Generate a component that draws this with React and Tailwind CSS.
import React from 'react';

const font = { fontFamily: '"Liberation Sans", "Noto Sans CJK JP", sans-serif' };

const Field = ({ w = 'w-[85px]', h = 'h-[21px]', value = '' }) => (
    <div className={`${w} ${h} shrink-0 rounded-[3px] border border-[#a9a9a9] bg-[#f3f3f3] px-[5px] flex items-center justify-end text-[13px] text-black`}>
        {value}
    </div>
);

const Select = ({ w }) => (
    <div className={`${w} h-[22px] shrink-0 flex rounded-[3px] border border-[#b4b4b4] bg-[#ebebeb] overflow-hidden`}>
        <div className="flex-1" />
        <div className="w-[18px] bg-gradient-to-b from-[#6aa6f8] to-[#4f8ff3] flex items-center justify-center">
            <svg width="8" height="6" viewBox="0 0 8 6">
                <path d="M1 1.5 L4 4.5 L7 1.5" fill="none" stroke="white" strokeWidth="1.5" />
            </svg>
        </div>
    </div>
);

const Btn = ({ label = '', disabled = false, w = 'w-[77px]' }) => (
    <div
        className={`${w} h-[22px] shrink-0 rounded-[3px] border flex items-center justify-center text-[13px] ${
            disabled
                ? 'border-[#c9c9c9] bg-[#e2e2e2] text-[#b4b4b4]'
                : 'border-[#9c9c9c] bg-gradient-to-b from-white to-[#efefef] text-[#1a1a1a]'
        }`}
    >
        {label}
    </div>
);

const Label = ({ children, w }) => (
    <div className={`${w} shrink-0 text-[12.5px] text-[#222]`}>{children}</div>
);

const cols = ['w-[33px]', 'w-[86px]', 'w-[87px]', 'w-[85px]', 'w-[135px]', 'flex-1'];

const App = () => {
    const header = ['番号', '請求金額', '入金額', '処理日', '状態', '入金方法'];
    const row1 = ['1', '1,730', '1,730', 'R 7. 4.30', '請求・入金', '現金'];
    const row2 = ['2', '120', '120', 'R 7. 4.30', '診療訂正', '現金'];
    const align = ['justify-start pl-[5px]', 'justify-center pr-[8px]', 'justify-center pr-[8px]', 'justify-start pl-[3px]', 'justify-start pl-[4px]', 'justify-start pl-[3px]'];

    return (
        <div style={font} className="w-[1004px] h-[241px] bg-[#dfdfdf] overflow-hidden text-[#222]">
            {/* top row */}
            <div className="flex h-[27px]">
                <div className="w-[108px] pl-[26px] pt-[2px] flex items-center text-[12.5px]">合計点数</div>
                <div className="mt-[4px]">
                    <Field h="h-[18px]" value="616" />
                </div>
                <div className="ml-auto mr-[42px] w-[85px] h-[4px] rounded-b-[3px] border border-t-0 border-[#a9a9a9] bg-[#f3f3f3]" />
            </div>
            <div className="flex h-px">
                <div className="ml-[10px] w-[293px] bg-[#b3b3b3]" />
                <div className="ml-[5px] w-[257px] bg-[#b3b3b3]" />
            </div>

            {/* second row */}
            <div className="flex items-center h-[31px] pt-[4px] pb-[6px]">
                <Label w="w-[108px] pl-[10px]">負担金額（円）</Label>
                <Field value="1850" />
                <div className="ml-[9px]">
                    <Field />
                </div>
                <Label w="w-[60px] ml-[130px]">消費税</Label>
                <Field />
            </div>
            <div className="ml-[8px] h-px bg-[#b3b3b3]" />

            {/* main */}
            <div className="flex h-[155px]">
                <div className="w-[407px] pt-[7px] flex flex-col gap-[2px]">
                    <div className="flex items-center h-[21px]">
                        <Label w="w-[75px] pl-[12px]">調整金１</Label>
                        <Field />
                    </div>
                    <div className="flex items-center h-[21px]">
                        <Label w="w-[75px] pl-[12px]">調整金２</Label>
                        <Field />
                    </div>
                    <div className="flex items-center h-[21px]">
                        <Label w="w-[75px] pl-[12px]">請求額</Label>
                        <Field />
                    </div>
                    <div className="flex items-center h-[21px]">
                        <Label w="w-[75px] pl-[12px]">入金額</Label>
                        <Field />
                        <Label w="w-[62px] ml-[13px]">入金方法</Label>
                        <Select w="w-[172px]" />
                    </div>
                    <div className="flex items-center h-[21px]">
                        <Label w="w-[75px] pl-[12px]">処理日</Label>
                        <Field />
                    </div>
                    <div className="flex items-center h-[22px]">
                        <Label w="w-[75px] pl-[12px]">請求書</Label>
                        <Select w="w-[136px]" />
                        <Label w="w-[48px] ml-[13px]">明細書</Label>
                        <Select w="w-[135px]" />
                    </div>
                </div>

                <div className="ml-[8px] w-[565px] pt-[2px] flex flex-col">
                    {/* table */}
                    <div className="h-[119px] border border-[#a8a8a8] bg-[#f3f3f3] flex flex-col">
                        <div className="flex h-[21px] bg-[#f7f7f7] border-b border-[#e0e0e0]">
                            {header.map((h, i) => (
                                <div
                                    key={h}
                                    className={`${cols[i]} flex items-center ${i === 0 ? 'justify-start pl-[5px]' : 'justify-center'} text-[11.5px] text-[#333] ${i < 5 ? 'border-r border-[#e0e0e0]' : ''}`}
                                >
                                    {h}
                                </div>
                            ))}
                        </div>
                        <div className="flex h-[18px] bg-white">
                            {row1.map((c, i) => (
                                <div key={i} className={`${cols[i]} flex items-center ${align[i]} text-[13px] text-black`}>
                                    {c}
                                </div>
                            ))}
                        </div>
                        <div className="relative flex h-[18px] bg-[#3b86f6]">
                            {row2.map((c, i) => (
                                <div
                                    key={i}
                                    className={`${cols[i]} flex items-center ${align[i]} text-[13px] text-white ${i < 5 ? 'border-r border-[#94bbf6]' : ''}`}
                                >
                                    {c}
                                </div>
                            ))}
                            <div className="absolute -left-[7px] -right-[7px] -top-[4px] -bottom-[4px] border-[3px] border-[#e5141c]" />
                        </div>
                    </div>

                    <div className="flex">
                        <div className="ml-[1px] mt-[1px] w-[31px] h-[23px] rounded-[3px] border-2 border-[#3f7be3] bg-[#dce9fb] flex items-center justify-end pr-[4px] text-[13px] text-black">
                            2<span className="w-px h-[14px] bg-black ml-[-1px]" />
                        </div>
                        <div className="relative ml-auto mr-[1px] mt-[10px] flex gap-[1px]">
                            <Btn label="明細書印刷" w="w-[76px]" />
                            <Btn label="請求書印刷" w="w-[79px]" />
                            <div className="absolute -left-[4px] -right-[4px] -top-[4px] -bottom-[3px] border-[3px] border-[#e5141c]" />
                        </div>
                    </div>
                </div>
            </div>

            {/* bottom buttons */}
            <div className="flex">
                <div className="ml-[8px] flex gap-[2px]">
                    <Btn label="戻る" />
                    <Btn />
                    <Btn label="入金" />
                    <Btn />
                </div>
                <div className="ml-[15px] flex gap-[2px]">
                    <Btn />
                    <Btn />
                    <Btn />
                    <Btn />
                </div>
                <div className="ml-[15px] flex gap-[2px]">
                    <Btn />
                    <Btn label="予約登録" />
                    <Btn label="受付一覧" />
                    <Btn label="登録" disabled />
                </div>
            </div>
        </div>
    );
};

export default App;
== == ==
▶ **Task to complete**
Your task is to quote all of the data word for word.

▶ **Result below**
Generate a component that draws this with React and Tailwind CSS.
import React from 'react';

const font = { fontFamily: '"Liberation Sans", "Noto Sans CJK JP", sans-serif' };

const Field = ({ w = 'w-[85px]', h = 'h-[21px]', value = '' }) => (
    <div className={`${w} ${h} shrink-0 rounded-[3px] border border-[#a9a9a9] bg-[#f3f3f3] px-[5px] flex items-center justify-end text-[13px] text-black`}>
        {value}
    </div>
);

const Select = ({ w }) => (
    <div className={`${w} h-[22px] shrink-0 flex rounded-[3px] border border-[#b4b4b4] bg-[#ebebeb] overflow-hidden`}>
        <div className="flex-1" />
        <div className="w-[18px] bg-gradient-to-b from-[#6aa6f8] to-[#4f8ff3] flex items-center justify-center">
            <svg width="8" height="6" viewBox="0 0 8 6">
                <path d="M1 1.5 L4 4.5 L7 1.5" fill="none" stroke="white" strokeWidth="1.5" />
            </svg>
        </div>
    </div>
);

const Btn = ({ label = '', disabled = false, w = 'w-[77px]' }) => (
    <div
        className={`${w} h-[22px] shrink-0 rounded-[3px] border flex items-center justify-center text-[13px] ${
            disabled
                ? 'border-[#c9c9c9] bg-[#e2e2e2] text-[#b4b4b4]'
                : 'border-[#9c9c9c] bg-gradient-to-b from-white to-[#efefef] text-[#1a1a1a]'
        }`}
    >
        {label}
    </div>
);

const Label = ({ children, w }) => (
    <div className={`${w} shrink-0 text-[12.5px] text-[#222]`}>{children}</div>
);

const cols = ['w-[33px]', 'w-[86px]', 'w-[87px]', 'w-[85px]', 'w-[135px]', 'flex-1'];

const App = () => {
    const header = ['番号', '請求金額', '入金額', '処理日', '状態', '入金方法'];
    const row1 = ['1', '1,730', '1,730', 'R 7. 4.30', '請求・入金', '現金'];
    const row2 = ['2', '120', '120', 'R 7. 4.30', '診療訂正', '現金'];
    const align = ['justify-start pl-[5px]', 'justify-center pr-[8px]', 'justify-center pr-[8px]', 'justify-start pl-[3px]', 'justify-start pl-[4px]', 'justify-start pl-[3px]'];

    return (
        <div style={font} className="w-[1004px] h-[241px] bg-[#dfdfdf] overflow-hidden text-[#222]">
            {/* top row */}
            <div className="flex h-[27px]">
                <div className="w-[108px] pl-[26px] pt-[2px] flex items-center text-[12.5px]">合計点数</div>
                <div className="mt-[4px]">
                    <Field h="h-[18px]" value="616" />
                </div>
                <div className="ml-auto mr-[42px] w-[85px] h-[4px] rounded-b-[3px] border border-t-0 border-[#a9a9a9] bg-[#f3f3f3]" />
            </div>
            <div className="flex h-px">
                <div className="ml-[10px] w-[293px] bg-[#b3b3b3]" />
                <div className="ml-[5px] w-[257px] bg-[#b3b3b3]" />
            </div>

            {/* second row */}
            <div className="flex items-center h-[31px] pt-[4px] pb-[6px]">
                <Label w="w-[108px] pl-[10px]">負担金額（円）</Label>
                <Field value="1850" />
                <div className="ml-[9px]">
                    <Field />
                </div>
                <Label w="w-[60px] ml-[130px]">消費税</Label>
                <Field />
            </div>
            <div className="ml-[8px] h-px bg-[#b3b3b3]" />

            {/* main */}
            <div className="flex h-[155px]">
                <div className="w-[407px] pt-[7px] flex flex-col gap-[2px]">
                    <div className="flex items-center h-[21px]">
                        <Label w="w-[75px] pl-[12px]">調整金１</Label>
                        <Field />
                    </div>
                    <div className="flex items-center h-[21px]">
                        <Label w="w-[75px] pl-[12px]">調整金２</Label>
                        <Field />
                    </div>
                    <div className="flex items-center h-[21px]">
                        <Label w="w-[75px] pl-[12px]">請求額</Label>
                        <Field />
                    </div>
                    <div className="flex items-center h-[21px]">
                        <Label w="w-[75px] pl-[12px]">入金額</Label>
                        <Field />
                        <Label w="w-[62px] ml-[13px]">入金方法</Label>
                        <Select w="w-[172px]" />
                    </div>
                    <div className="flex items-center h-[21px]">
                        <Label w="w-[75px] pl-[12px]">処理日</Label>
                        <Field />
                    </div>
                    <div className="flex items-center h-[22px]">
                        <Label w="w-[75px] pl-[12px]">請求書</Label>
                        <Select w="w-[136px]" />
                        <Label w="w-[48px] ml-[13px]">明細書</Label>
                        <Select w="w-[135px]" />
                    </div>
                </div>

                <div className="ml-[8px] w-[565px] pt-[2px] flex flex-col">
                    {/* table */}
                    <div className="h-[119px] border border-[#a8a8a8] bg-[#f3f3f3] flex flex-col">
                        <div className="flex h-[21px] bg-[#f7f7f7] border-b border-[#e0e0e0]">
                            {header.map((h, i) => (
                                <div
                                    key={h}
                                    className={`${cols[i]} flex items-center ${i === 0 ? 'justify-start pl-[5px]' : 'justify-center'} text-[11.5px] text-[#333] ${i < 5 ? 'border-r border-[#e0e0e0]' : ''}`}
                                >
                                    {h}
                                </div>
                            ))}
                        </div>
                        <div className="flex h-[18px] bg-white">
                            {row1.map((c, i) => (
                                <div key={i} className={`${cols[i]} flex items-center ${align[i]} text-[13px] text-black`}>
                                    {c}
                                </div>
                            ))}
                        </div>
                        <div className="relative flex h-[18px] bg-[#3b86f6]">
                            {row2.map((c, i) => (
                                <div
                                    key={i}
                                    className={`${cols[i]} flex items-center ${align[i]} text-[13px] text-white ${i < 5 ? 'border-r border-[#94bbf6]' : ''}`}
                                >
                                    {c}
                                </div>
                            ))}
                            <div className="absolute -left-[7px] -right-[7px] -top-[4px] -bottom-[4px] border-[3px] border-[#e5141c]" />
                        </div>
                    </div>

                    <div className="flex">
                        <div className="ml-[1px] mt-[1px] w-[31px] h-[23px] rounded-[3px] border-2 border-[#3f7be3] bg-[#dce9fb] flex items-center justify-end pr-[4px] text-[13px] text-black">
                            2<span className="w-px h-[14px] bg-black ml-[-1px]" />
                        </div>
                        <div className="relative ml-auto mr-[1px] mt-[10px] flex gap-[1px]">
                            <Btn label="明細書印刷" w="w-[76px]" />
                            <Btn label="請求書印刷" w="w-[79px]" />
                            <div className="absolute -left-[4px] -right-[4px] -top-[4px] -bottom-[3px] border-[3px] border-[#e5141c]" />
                        </div>
                    </div>
                </div>
            </div>

            {/* bottom buttons */}
            <div className="flex">
                <div className="ml-[8px] flex gap-[2px]">
                    <Btn label="戻る" />
                    <Btn />
                    <Btn label="入金" />
                    <Btn />
                </div>
                <div className="ml-[15px] flex gap-[2px]">
                    <Btn />
                    <Btn />
                    <Btn />
                    <Btn />
                </div>
                <div className="ml-[15px] flex gap-[2px]">
                    <Btn />
                    <Btn label="予約登録" />
                    <Btn label="受付一覧" />
                    <Btn label="登録" disabled />
                </div>
            </div>
        </div>
    );
};

export default App;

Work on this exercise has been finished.